GPU vs Custom Silicon Trade-offs
| Aspect | GPU (H100/A100/L40S) | Custom Silicon (trn2/inf2) |
|---|---|---|
| Performance | Highest raw performance (H100) | 67-83% of H100 |
| Cost | High ($0.52-$0.85/1M tokens) | Low ($0.28-$0.35/1M tokens) |
| Ecosystem | CUDA, extensive libraries | Neuron SDK, AWS-dependent |
| Flexibility | All frameworks supported | Limited to vLLM/Neuron supported models |
| Scaling | NVSwitch high bandwidth | NeuronLink, large cluster support |
| Availability | Limited (demand > supply) | Relatively easier |
MoE Architecture Performance Impact
Llama 4's MoE architecture impacts inference performance as follows:
- Memory Bandwidth Bottleneck: Frequent expert weight loading makes HBM bandwidth the key bottleneck
- Dynamic Routing Overhead: Additional computation required for per-token expert selection
- Unbalanced Expert Activation: Parallel efficiency may decrease when load concentrates on specific experts
- KV Cache Optimization: MoE's sparse activation makes KV Cache efficiency favorable compared to dense models
Recommendations by Workload
Scenario Selection Guide
Workload Requirement Check
├── Lowest latency needed? ──→ A: p5/H100 (120ms TTFT)
├── Lowest cost priority? ──→ E: inf2 ($0.28/1M tokens)
├── Performance/cost balance? ──→ D: trn2 (83% performance, 41% cost)
├── Maverick (400B) serving? ──→ A: p5/H100 or D: trn2
├── Multi-model serving? ──→ C: g6e/L40S (48GB/GPU)

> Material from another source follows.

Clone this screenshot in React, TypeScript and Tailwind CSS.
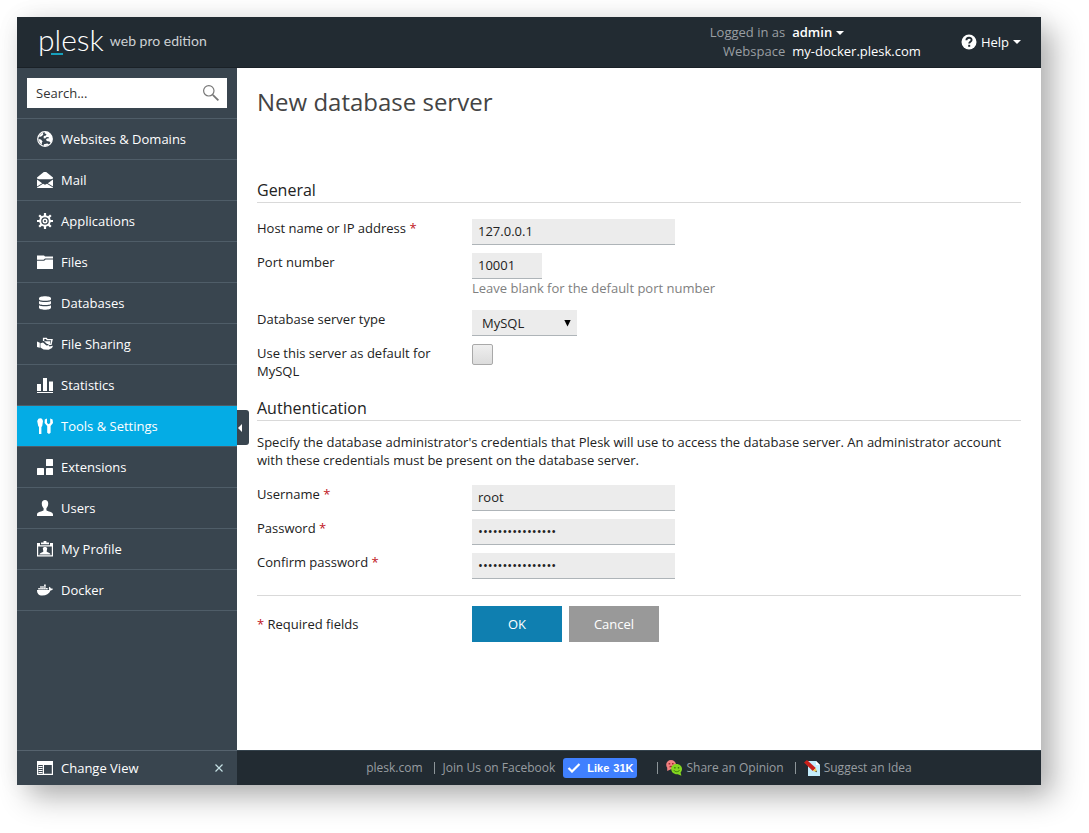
import { useState, type ReactNode } from 'react'
import { FaDocker } from 'react-icons/fa'

const navItems: { label: string; icon: ReactNode }[] = [
  {
    label: 'Websites & Domains',
    icon: (
      <>
        <circle cx="8" cy="8" r="7.3" fill="none" stroke="currentColor" strokeWidth="1.2" />
        <path d="M8 .8C12 .8 15.2 4 15.2 8c0 1.400-.6 3-1.400 4L12.400 10.400 9.800 10 9 8.400 10 7.400l2-.2-.6-1.200-2.200.2-1 1.400-1.600-.4L6.800 5 9 4.400 9.400 3 7.600 2.600z" />
        <path d="M3.200 3.400 5.600 1.800 6.400 3.200 5 5 3.400 5.800 1.600 5.600zM1.400 8 4 8.600 5.600 10.400 4.800 11.800 5 13.800 2.800 12z" />
        <path d="M6.800 13.200 10.400 12.400 12 13.400 9.800 14.800 7 15z" />
      </>
    ),
  },
  {
    label: 'Mail',
    icon: (
      <>
        <path d="M0 5.600 6.800 0h2.400L16 5.600v.8l-2 .8H2L0 6.400z" />
        <path d="M0 7.400 5.200 11.200 0 14.400zM16 7.400 10.800 11.200 16 14.400zM0 16v-.6l6-3.600 2 1 2-1 6 3.600v.6z" />
      </>
    ),
  },
  {
    label: 'Applications',
    icon: (
      <g fill="none" stroke="currentColor">
        <circle cx="8" cy="8" r="4.800" strokeWidth="2" />
        <circle cx="8" cy="8" r="1.800" strokeWidth="1.400" />
        <path
          d="M8 0v3M8 13v3M0 8h3M13 8h3M2.200 2.200l2.200 2.200M11.600 11.600l2.200 2.200M2.200 13.800l2.200-2.200M11.600 4.400l2.200-2.200"
          strokeWidth="2.200"
        />
      </g>
    ),
  },
  {
    label: 'Files',
    icon: (
      <>
        <path d="M0 1.400h7l1 1.200h8v1.800H8L6.600 5.800H0z" />
        <path d="M0 6.800h7.200L8.600 5.400H16V15H0z" />
      </>
    ),
  },
  {
    label: 'Databases',
    icon: (
      <>
        <path d="M2 3.400C2 .6 14 .6 14 3.400v.8C14 6.200 2 6.200 2 4.200z" />
        <path d="M2 6c1.600 1.400 10.400 1.400 12 0v2.400c0 2-12 2-12 0z" />
        <path d="M2 10.200c1.600 1.400 10.400 1.400 12 0v2.600c0 2.600-12 2.600-12 0z" />
      </>
    ),
  },
  {
    label: 'File Sharing',
    icon: (
      <>
        <path d="M0 5.400 2.800 6.800v5L0 11zM3.400 7.200 6 6.600l3.400 2.800 2.600-.2.400 1.400 3.600-.8-1 2.200-3.400 1.800-5-.4-3.200-2z" />
        <path
          d="M6.600 5V2.400h2.800l.8 1.200H15l-1 4.800h-2.600"
          fill="none"
          stroke="currentColor"
          strokeWidth="1.400"
        />
        <path d="M7 5.200h6.400l-.6 2.800H10z" />
      </>
    ),
  },
  {
    label: 'Statistics',
    icon: <path d="M0 15h16v1H0zM0 7h4v7H0zM6 1h4v13H6zM12 4.600h4V14h-4z" />,
  },
  {
    label: 'Tools & Settings',
    icon: (
      <>
        <path d="M1.400.8Q3.200-.200 5 .8L6 3 5.200 8 4.400 9v7H2V9L1.200 8 .2 3z" />
        <path d="M7.800 1.400 10 .4V5l1.600 1.200L13.200 5V.4l2.400 1 .4 3.600-2.400 3v6.800L12 16l-1.800-1.200V8L7.600 5z" />
      </>
    ),
  },
  {
    label: 'Extensions',
    icon: (
      <>
        <rect x="9" y="0" width="7" height="7" rx="0.6" />
        <rect x="0" y="9" width="7" height="7" rx="0.6" />
        <rect x="9" y="9" width="7" height="7" rx="0.6" />
      </>
    ),
  },
  {
    label: 'Users',
    icon: (
      <path d="M8 0c2.200 0 3.400 1.600 3.200 4-.1 2-1 3.400-1.800 4.200v2c1 1.200 6.600 1.600 6.600 4.200V16H0v-1.600c0-2.600 5.600-3 6.600-4.200v-2C5.800 7.400 4.900 6 4.800 4 4.600 1.600 5.800 0 8 0z" />
    ),
  },
  {
    label: 'My Profile',
    icon: (
      <>
        <path d="M6.600 0h2.800v1.600H12v1.600H4V1.600h2.600z" />
        <path d="M0 2h3v2.200h10V2h3v13.400H0zM1.200 5.400v8.800h13.600V5.400z" fillRule="evenodd" />
        <path d="M2.400 13.400c.2-1.800 3-2 4-3L5.800 7.600C5.800 5.600 10.200 5.600 10.200 7.600L9.600 10.400c1 1 3.800 1.200 4 3z" />
      </>
    ),
  },
  { label: 'Docker', icon: null },
]

function Icon({ children }: { children: ReactNode }) {
  return (
    <svg viewBox="0 0 16 16" className="size-4 shrink-0" fill="currentColor" aria-hidden="true">
      {children}
    </svg>
  )
}

function Caret() {
  return (
    <svg viewBox="0 0 8 4" className="h-1 w-2" fill="currentColor" aria-hidden="true">
      <path d="M0 0h8L4 4z" />
    </svg>
  )
}

function Header() {
  return (
    <header className="flex h-[51px] items-center border-b border-[#1a2127] bg-[#222b32] pr-5 pl-[21px]">
      <a href="#" className="flex items-center gap-1.5 pb-0.5 font-['Lato']">
        <span className="relative pb-1 text-[30px] leading-8 font-light text-white">
          plesk
          <span className="absolute bottom-1 left-[13px] h-0.5 w-3 bg-[#16a0bd]" />
        </span>
        <span className="text-sm text-[#cdd1d4]">web pro edition</span>
      </a>

      <dl className="ml-auto grid grid-cols-[auto_auto] gap-x-[7px] leading-[19px]">
        <dt className="text-right text-[#9a9fa3]">Logged in as</dt>
        <dd>
          <button type="button" className="flex items-center gap-1 font-semibold text-white">
            admin
            <Caret />
          </button>
        </dd>
        <dt className="text-right text-[#9a9fa3]">Webspace</dt>
        <dd className="text-white">my-docker.plesk.com</dd>
      </dl>

      <button type="button" className="ml-10 flex items-center gap-1 text-white">
        <svg viewBox="0 0 16 16" className="size-4" aria-hidden="true">
          <circle cx="8" cy="8" r="7.500" fill="#fff" />
          <path
            d="M5.400 6.200C5.400 3 10.600 3 10.600 6c0 1.800-2.400 1.800-2.400 3.600"
            fill="none"
            stroke="#222b32"
            strokeWidth="1.900"
          />
          <rect x="7.200" y="10.800" width="2" height="2" fill="#222b32" />
        </svg>
        Help
        <Caret />
      </button>
    </header>
  )
}

function Sidebar() {
  return (
    <aside className="relative flex w-[220px] shrink-0 flex-col bg-[#39454f] text-white">
      <div className="relative p-2.5">
        <input
          type="text"
          aria-label="Search"
          placeholder="Search..."
          className="h-[30px] w-full bg-white pr-8 pl-[9px] text-[#222] outline-none placeholder:text-[#333]"
        />
        <svg
          viewBox="0 0 16 16"
          className="absolute top-[17px] right-[18px] size-4"
          fill="none"
          stroke="#777"
          aria-hidden="true"
        >
          <circle cx="5.800" cy="5.800" r="5.200" strokeWidth="1.200" />
          <path d="M9.800 9.800 15.400 15.400" strokeWidth="1.800" />
        </svg>
      </div>

      <nav>
        <ul className="border-t border-[#4f5d68]">
          {navItems.map(({ label, icon }) => {
            const active = label === 'Tools & Settings'
            return (
              <li key={label} className="relative border-b border-[#4f5d68]">
                <a
                  href="#"
                  className={`flex h-10 items-center gap-2 pl-5 ${active ? 'bg-[#04ace5]' : ''}`}
                >
                  {icon ? <Icon>{icon}</Icon> : <FaDocker size={16} />}
                  {label}
                </a>
                {active && (
                  <button
                    type="button"
                    aria-label="Collapse sidebar"
                    className="absolute top-1 left-full flex h-[35px] w-3 items-center rounded-r-[3px] bg-[#39454f] pl-px"
                  >
                    <svg viewBox="0 0 4 8" className="h-2 w-1" fill="#fff" aria-hidden="true">
                      <path d="M4 0v8L0 4z" />
                    </svg>
                  </button>
                )}
              </li>
            )
          })}
        </ul>
      </nav>

      <div className="mt-auto flex h-[35px] items-center border-t border-[#56636e] pr-3.5 pl-5">
        <a href="#" className="flex items-center gap-2">
          <Icon>
            <path d="M0 1h16v14H0zM1.200 5v8.800h4.600V5zM7 5v8.800h7.800V5z" fillRule="evenodd" />
            <path d="M1.500 6h4v1h-4zM1.500 8h4v1h-4zM1.500 10h4v1h-4zM1.500 12h4v1h-4z" />
          </Icon>
          Change View
        </a>
        <button type="button" aria-label="Close" className="ml-auto text-[#c5e0e4]">
          <svg viewBox="0 0 8 8" className="size-2" fill="none" stroke="currentColor" aria-hidden="true">
            <path d="M.5.5l7 7M7.500.5l-7 7" strokeWidth="1.200" />
          </svg>
        </button>
      </div>
    </aside>
  )
}

function SectionTitle({ children }: { children: ReactNode }) {
  return <h2 className="border-b border-[#d9d9d9] text-base leading-6 text-[#222]">{children}</h2>
}

function Field({
  id,
  label,
  required,
  children,
}: {
  id: string
  label: string
  required?: boolean
  children: ReactNode
}) {
  return (
    <div className="flex items-start">
      <label htmlFor={id} className="w-[215px] shrink-0 pr-8">
        {label} {required && <span className="text-[#c0141c]">*</span>}
      </label>
      <div>{children}</div>
    </div>
  )
}

const fieldClass = 'block h-[26px] border-b border-[#aeb4b8] bg-[#ececec] text-[#222] outline-none'
const inputClass = `${fieldClass} px-1.5 pb-0.5`

function ServerForm() {
  const [form, setForm] = useState({
    host: '127.0.0.1',
    port: '10001',
    username: 'root',
    password: 'plesk-docker-123',
    confirm: 'plesk-docker-123',
  })

  const bind = (name: keyof typeof form) => ({
    id: name,
    name,
    value: form[name],
    onChange: (e: { target: { value: string } }) => setForm({ ...form, [name]: e.target.value }),
  })

  return (
    <form className="mt-[60px]" onSubmit={(e) => e.preventDefault()}>
      {/* General */}
      <SectionTitle>General</SectionTitle>
      <div className="mt-4 space-y-2">
        <Field id="host" label="Host name or IP address" required>
          <input type="text" className={`${inputClass} w-[203px]`} {...bind('host')} />
        </Field>
        <Field id="port" label="Port number">
          <input type="text" className={`${inputClass} w-[70px]`} {...bind('port')} />
          <p className="pb-[5px] text-[#808080]">Leave blank for the default port number</p>
        </Field>
        <Field id="type" label="Database server type">
          <div className="relative">
            <select id="type" className={`${fieldClass} w-[105px] appearance-none pl-2.5`}>
              <option>MySQL</option>
              <option>PostgreSQL</option>
            </select>
            <svg
              viewBox="0 0 7 7"
              className="pointer-events-none absolute top-2.5 right-1.5 size-[7px]"
              aria-hidden="true"
            >
              <path d="M.3 0h6.400L3.500 6.600z" />
            </svg>
          </div>
        </Field>
        <Field id="default" label="Use this server as default for MySQL">
          <input
            id="default"
            type="checkbox"
            className="block size-[21px] appearance-none rounded-[2px] border border-[#a9a9a9] bg-linear-to-b from-[#efefef] to-[#dcdcdc] checked:to-[#9a9a9a]"
          />
        </Field>
      </div>

      {/* Authentication */}
      <div className="mt-4">
        <SectionTitle>Authentication</SectionTitle>
      </div>
      <p className="mt-3">
        Specify the database administrator's credentials that Plesk will use to access the database
        server. An administrator account with these credentials must be present on the database
        server.
      </p>
      <div className="mt-4 space-y-2">
        <Field id="username" label="Username" required>
          <input type="text" className={`${inputClass} w-[203px]`} {...bind('username')} />
        </Field>
        <Field id="password" label="Password" required>
          <input type="password" className={`${inputClass} w-[203px]`} {...bind('password')} />
        </Field>
        <Field id="confirm" label="Confirm password" required>
          <input type="password" className={`${inputClass} w-[203px]`} {...bind('confirm')} />
        </Field>
      </div>

      {/* Actions */}
      <div className="mt-4 flex items-center border-t border-[#d9d9d9] pt-2.5">
        <p className="w-[215px]">
          <span className="text-[#c0141c]">*</span> Required fields
        </p>
        <div className="flex gap-[7px] text-white">
          <button type="submit" className="h-9 w-[90px] bg-[#0f7fb0]">
            OK
          </button>
          <button type="button" className="h-9 w-[90px] bg-[#999]">
            Cancel
          </button>
        </div>
      </div>
    </form>
  )
}

function Divider() {
  return <span className="h-3 w-px bg-[#8d9599]" />
}

function Footer() {
  return (
    <footer className="flex h-[35px] items-center justify-center border-t border-[#34424c] bg-[#222b32] text-xs leading-[18px] text-[#989da1]">
      <a href="#" className="mr-[11px]">
        plesk.com
      </a>
      <Divider />
      <a href="#" className="ml-2">
        Join Us on Facebook
      </a>
      <button
        type="button"
        className="mr-5 ml-2 flex h-5 items-center rounded-[3px] bg-[#4080ff] px-1 font-['Liberation_Sans'] text-[11px] text-white"
      >
        <svg viewBox="0 0 14 10" className="h-2.5 w-3.5" fill="none" stroke="#fff" aria-hidden="true">
          <path d="M1.500 5 5 8.500 12.500 1" strokeWidth="2.200" />
        </svg>
        <span className="mr-1 ml-1.5 font-bold">Like</span>
        <span className="font-bold">31K</span>
      </button>
      <Divider />
      <a href="#" className="mr-[11px] ml-2 flex items-center gap-1">
        <svg viewBox="0 0 16 16" className="size-4" aria-hidden="true">
          <path d="M5 0C7.800 0 10 2 10 4.600S7.800 9.200 5 9.200L1.200 11V7.800C-1.200 4.600 1 0 5 0z" fill="#f08080" />
          <path d="M2.600 3h1.600v1.600H2.600zM6 3h1.600v1.600H6zM3 7.200c1-1.800 3-1.800 4 0z" fill="#a02c30" />
          <path d="M10.600 4c3 0 5.400 2.200 5.400 5 0 1.600-.6 2.600-1.400 3.600l.8 3.200-3.600-1.600C8 14.600 5.200 12.200 5.200 9s2.400-5 5.400-5z" fill="#83d61f" />
          <path d="M8.200 7h1.400v1.600H8.200zM11.800 7h1.400v1.600h-1.400z" fill="#3f7a0a" />
          <path d="M7.800 10.200c1.400 2 4.400 2 5.800 0" fill="none" stroke="#3f7a0a" />
        </svg>
        Share an Opinion
      </a>
      <Divider />
      <a href="#" className="ml-2 flex items-center gap-1">
        <svg viewBox="0 0 16 16" className="size-4" aria-hidden="true">
          <path d="M4 1h8l4 4v11H4z" fill="#c3ecfb" />
          <path d="M12 1v4h4z" fill="#fff" />
          <path d="M0 2.400 3 0 11.800 8 8.800 11z" fill="#c8201a" />
          <path d="m11.800 8 1 4L8.800 11z" fill="#f2c94c" />
          <path d="m12.400 10.600.5 1.600-1.700-.4z" fill="#333" />
        </svg>
        Suggest an Idea
      </a>
    </footer>
  )
}

export default function App() {
  return (
    <div className="flex min-h-screen bg-white pt-[17px] pr-12 pb-12 pl-[17px] font-['Open_Sans',sans-serif] text-[13px] leading-[18px] text-[#222]">
      <div className="flex flex-1 flex-col bg-white shadow-[12px_12px_28px_rgba(0,0,0,0.3),0_0_24px_rgba(0,0,0,0.05)]">
        <Header />
        <div className="flex flex-1">
          <Sidebar />
          <div className="flex flex-1 flex-col">
            <main className="flex-1 px-5 pt-[18px] pb-10">
              <h1 className="text-2xl leading-8 text-[#444]">New database server</h1>
              <ServerForm />
            </main>
            <Footer />
          </div>
        </div>
      </div>
    </div>
  )
}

└── Existing GPU infrastructure? ──→ B: p4d/A100 (cost-effective GPU)
Configuration Notes
vLLM Deployment Settings
Llama 4 Scout (GPU scenario):
vllm serve meta-llama/Llama-4-Scout-17B-16E \
--tensor-parallel-size 8 \
--max-model-len 1000000 \
--dtype bfloat16
Llama 4 Scout (Neuron/Trainium2):
vllm serve meta-llama/Llama-4-Scout-17B-16E \
--device neuron \
--tensor-parallel-size 16 \
--max-model-len 1000000
Neuron SDK Compatibility Notes
- Trainium2/Inferentia2 requires AWS Neuron SDK 2.x or higher
- vLLM's Neuron backend requires separate installation:
pip install vllm[neuron] - Not all Llama 4 models are validated on Neuron — check the official compatibility list
- FP8 quantization is only supported in GPU scenarios (Maverick)
Cost Optimization Strategies
- Spot Instance Usage: 50-70% cost savings for batch inference workloads (when interruption is acceptable)
- EC2 Capacity Blocks: Reserved allocation for Trainium2 instances for reliable availability
- Autoscaling: Karpenter + KEDA-based GPU metric scaling (details: GPU Resource Management)
- Model Quantization: Reduced memory usage and improved throughput with FP8/INT8 quantization
References
- Meta AI — Llama 4 Official Announcement
- vLLM — Llama 4 Day 0 Support
- PyTorch — MetaShuffling MoE Optimization
- AWS EC2 P5 Instances
- AWS EC2 Trn2 Instances
- AWS EC2 Inf2 Instances
- AWS Neuron SDK Documentation
- NVIDIA — Llama 4 Inference Acceleration
- vLLM Model Serving Guide
- GPU Resource Management
The figures in this benchmark are estimates based on specifications and benchmark data published by Meta, AWS, NVIDIA, and the vLLM project. Actual performance may vary depending on workload characteristics, input length, batch size, and model configuration. We recommend benchmarking in your actual environment before production deployment.